FIG. 6 is a view partly in elevation and partly in section of a fragment of the enclosure of FIG. 2 illustrating a pressure control system;
FIG. 7 is a view partly in elevation and partly in section illustrating a lower stripper, collection chamber and stuffing box;
FIG. 8 is a view partly in elevation and partly in section illustrating a shear;
FIG. 9 is a partial sectional view of a shear with a tubing therein;
FIG. 10 is a sectional view along the line 10--10 of FIG. 9;
FIG. 11 is a diagrammatic view of a tubing and fragments of opposed rams with one ram exploded;
FIGS. 12 through 15 are fragmental sections through the shear with the rams shown in sequential positions from initial engagement with a tubing to the final cut and crimped position; and
FIGS. 16 through 19 are top views of fragments of the rams partly in elevation and partly in section taken along the lines 16--16 through 19--19 of FIGS. 12 through 15 showing the sequential positions of the rams .
The system is shown generally in FIG. 1 and includes a wellhead 10 supporting a blowout preventer stack 11. Secured to the upper end of the stack 11 is a frame 12 which includes the lower female half 13 of a hydraulic latch. An umbilical 14 controls equipment both above and below the frame as desired.
Landed on the frame 12 is an assembly which includes an upper male half 15 of the hydraulic latch.

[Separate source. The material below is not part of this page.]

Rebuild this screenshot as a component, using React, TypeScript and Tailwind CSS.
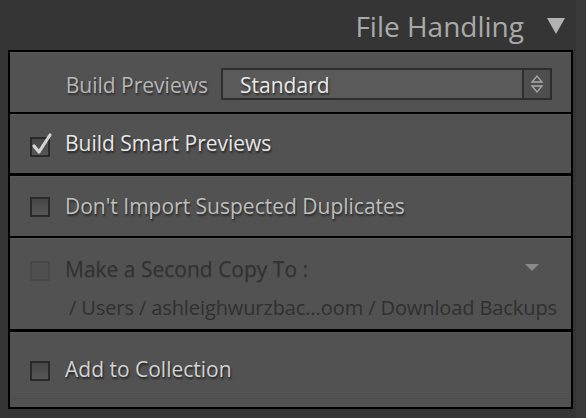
import React from 'react';

const font = { fontFamily: '"Open Sans", "Noto Sans", sans-serif' };

const Checkbox: React.FC<{ checked?: boolean; disabled?: boolean }> = ({ checked, disabled }) => (
  <div className="relative w-[20px] h-[20px] shrink-0">
    <div
      className={
        disabled
          ? 'w-full h-full border-2 border-[#484848] bg-[#4f4f4f]'
          : 'w-full h-full border-2 border-[#2a2a2a] bg-gradient-to-b from-[#474747] to-[#575757]'
      }
    />
    {checked && (
      <svg className="absolute left-[1px] top-[-5px]" width="22" height="24" viewBox="0 0 22 24">
        <path
          d="M3 14 L8 20 L19 3"
          fill="none"
          stroke="#d4d4d4"
          strokeWidth="3.2"
          strokeLinecap="round"
          strokeLinejoin="round"
        />
      </svg>
    )}
  </div>
);

export default function App() {
  return (
    <div className="w-[586px] h-[418px] bg-[#353535] flex" style={font}>
      <div className="w-[576px] flex flex-col">
        <div className="h-[50px] flex items-center justify-end pr-[10px] gap-[22px]">
          <span className="text-[28px] text-[#a9a9a9] leading-none pt-[2px]">File Handling</span>
          <svg width="20" height="18" viewBox="0 0 20 18" className="mt-[2px]">
            <path d="M1 1 L19 1 L10 17 Z" fill="#b2b2b2" />
          </svg>
        </div>

        <div className="ml-[8px] w-[565px] border-2 border-black bg-black flex flex-col">
          {/* Build Previews */}
          <div className="h-[60px] bg-[#525252] border-t border-[#5a5a5a] flex items-center pt-[3px]">
            <span className="w-[198px] text-right text-[21px] text-[#b6b6b6] [text-shadow:1px_2px_2px_rgba(0,0,0,0.45)] mt-[3px]">
              Build Previews
            </span>
            <div className="ml-[13px] w-[331px] h-[32px] border-2 border-[#2e2e2e] flex bg-[#5a5a5a]">
              <div className="flex-1 flex items-center pl-[17px] pt-[3px] text-[21px] text-[#e8e8e8] [text-shadow:1px_2px_2px_rgba(0,0,0,0.55)]">
                Standard
              </div>
              <div className="w-[28px] border-l-2 border-[#2e2e2e] bg-[#4e4e4e] flex items-center justify-center">
                <svg width="14" height="20" viewBox="0 0 14 20">
                  <path d="M2 8 L7 2 L12 8 Z" fill="none" stroke="#a8a8a8" strokeWidth="1.3" />
                  <path d="M2 12 L7 18 L12 12 Z" fill="none" stroke="#a8a8a8" strokeWidth="1.3" />
                </svg>
              </div>
            </div>
          </div>

          {/* Build Smart Previews */}
          <div className="mt-[2px] h-[59px] bg-[#525252] border-t border-[#5a5a5a] flex items-center pl-[20px] gap-[15px] pt-[5px]">
            <Checkbox checked />
            <span className="text-[21px] text-[#e6e6e6] [text-shadow:1px_2px_2px_rgba(0,0,0,0.6)] -mt-[6px]">
              Build Smart Previews
            </span>
          </div>

          {/* Duplicates */}
          <div className="mt-[3px] h-[60px] bg-[#525252] border-t border-[#5a5a5a] flex items-center pl-[20px] gap-[15px]">
            <Checkbox />
            <span className="text-[21px] text-[#bebebe] [text-shadow:1px_2px_2px_rgba(0,0,0,0.5)]">
              Don't Import Suspected Duplicates
            </span>
          </div>

          {/* Second copy (disabled) */}
          <div className="mt-[2px] h-[91px] bg-[#525252] border-t border-[#5a5a5a] flex flex-col pl-[20px] pr-[14px] pt-[17px]">
            <div className="flex items-center gap-[15px]">
              <Checkbox disabled />
              <span className="flex-1 text-[21px] text-[#323232] [text-shadow:0_1px_1px_rgba(0,0,0,0.15)] -mt-[2px]">
                Make a Second Copy To :
              </span>
              <svg width="14" height="7" viewBox="0 0 14 7" className="mr-[18px] -mt-[6px]">
                <path d="M0 0 L14 0 L7 7 Z" fill="#8a8a8a" />
              </svg>
            </div>
            <div className="text-right text-[20px] text-[#303030] mt-[7px] tracking-[-0.1px]">
              / Users / ashleighwurzbac…oom / Download Backups
            </div>
          </div>

          {/* Add to Collection */}
          <div className="mt-[3px] h-[75px] bg-[#525252] border-t border-[#5a5a5a] flex flex-col">
            <div className="h-[65px] flex items-center pl-[20px] gap-[15px] pt-[11px]">
              <Checkbox />
              <span className="text-[21px] text-[#d2d2d2] [text-shadow:1px_2px_2px_rgba(0,0,0,0.6)] -mt-[3px]">
                Add to Collection
              </span>
            </div>
            <div className="flex-1 border-t border-[#4a4a4a]" />
          </div>
        </div>
      </div>
      <div className="flex-1 bg-[#3a3a3a]" />
    </div>
  );
}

Above the latch is a spool 16 which functions as a tool carrier during running and pulling of the reeled tubing 17. If desired a single blowout preventer 18 is provided above the spool to seal about the tubing when desired.
Above the blowout preventer 18 a stuffing box 19 seals about the tubing 17. Above the stuffing box 19 a ported collar 21 provides for collecting and disposing of any leakage from the stuffing box 19. Above the collar 21 is a ported stripper 22 for collecting and disposing of any fluid stripped from the tubing as it leaves the injector enclosure 23. The collar 21 and stripper 22 are omitted when the enclosure 23 has an open bottom and any leakage of fluid may rise into the enclosure. Above the injector enclosure is an upper ported stripper 24 for disposing of any leakage from the top of the enclosure about the tubing. Secured to the upper stripper is a shear 25 for emergency cutting of the tubing. The tubing is fed into the shear by a guide 26 which prevents sharp bends of the tubing at the shear. An umbilical 27 provides for control of equipment described above as desired. The tubing and previously described equipment is run from a vessel 28 which carries the tubing on a reel 29 and is provided with tubing handling equipment indicated at 31.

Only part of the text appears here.